CLA: Oh, we’re hitting them with a baseball bat like three or four times over. I’m not using the compression to save myself from having to ride the fader; I’m trying to put some character into it. I want it to sound like it was recorded on a 16 track, with a Fairchild, hitting the tape nice and hard, adding all of that color and character into it — making that in your face sound. We’re trying to pull together a rack mount 2" machine that we just XLR in and out and to use as an effect. The half-inch doesn’t emulate a 24-track vocal sound, and that’s what I’m after . . . like a 30 or 15 ips Dolby vocal track sound. The half-inch is too clean; it distorts before it bends. Well, what’s the tape width of a 24-track? It’s like a 12th of an inch per track with the gap. There’s not much room there. You just can’t emulate that.

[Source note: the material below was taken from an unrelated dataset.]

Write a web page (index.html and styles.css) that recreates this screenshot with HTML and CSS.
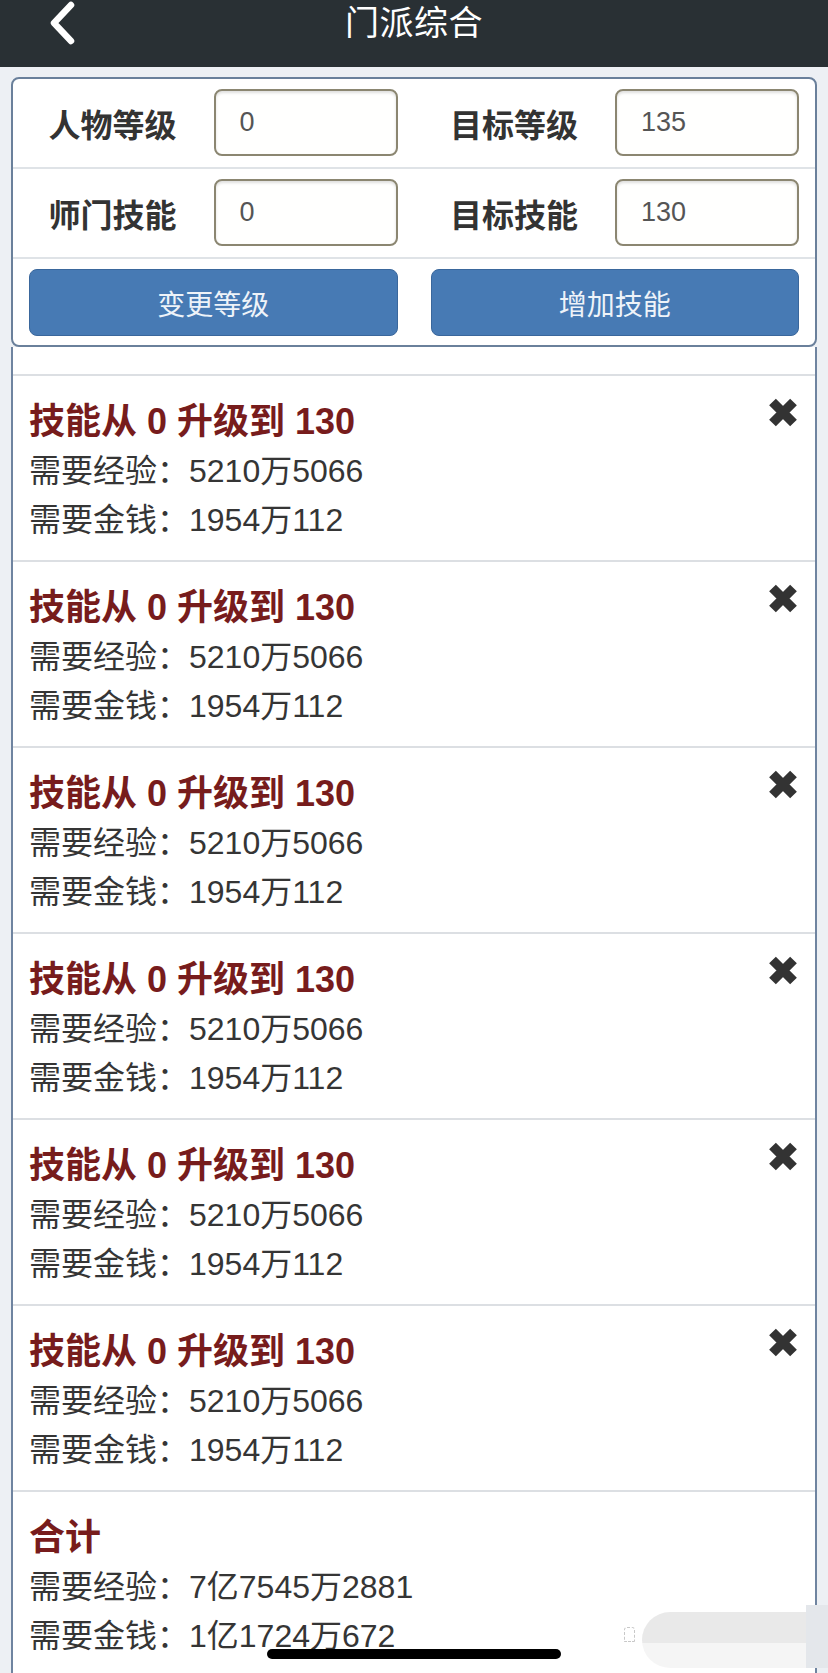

EQ: You’re immensely successful in this field. How do you recommend that people break out of the hobbyist stage and into the big business?

CLA: There’s only one way to get in the business, I believe. Find the nearest recording studio that has somebody cool in it, and beg, beg, beg to make the guy behind the board coffee. Beg to clean the toilet, beg to work there. Be a fly on the wall, be in the room with the guys who make hits like Bob Clearmountain, or Tom Lord-Alge. Be in the room with Andy Wallace. Do whatever you can do to get in the room. Take note of everything they do, and find a way that you can do it for yourself. And do it better. Learn the techniques of the vanishing art of recording from the guys that really know how to do it.

When you are starting out you are in the prime time to absorb, to discipline yourself. If you’re a slob, it’s not going to work for you. Be ready to work 15 or 16 hours a day. Make friends, and do it all for nothing. Get up off your ass and put down the bong; get your hands out of your pants and head to the studio. I was 12 years old when my mom took me to the studio and I wanted to be there every single day. That’s the love for it. All the stuff you need to learn, you really need to learn while you’re young. Listen to the music — don’t just look at it. Nobody cares what the impedance is; all they care about is when you can walk into the room, set up a mic, turn the knobs, hit record, and make everybody go “wow.”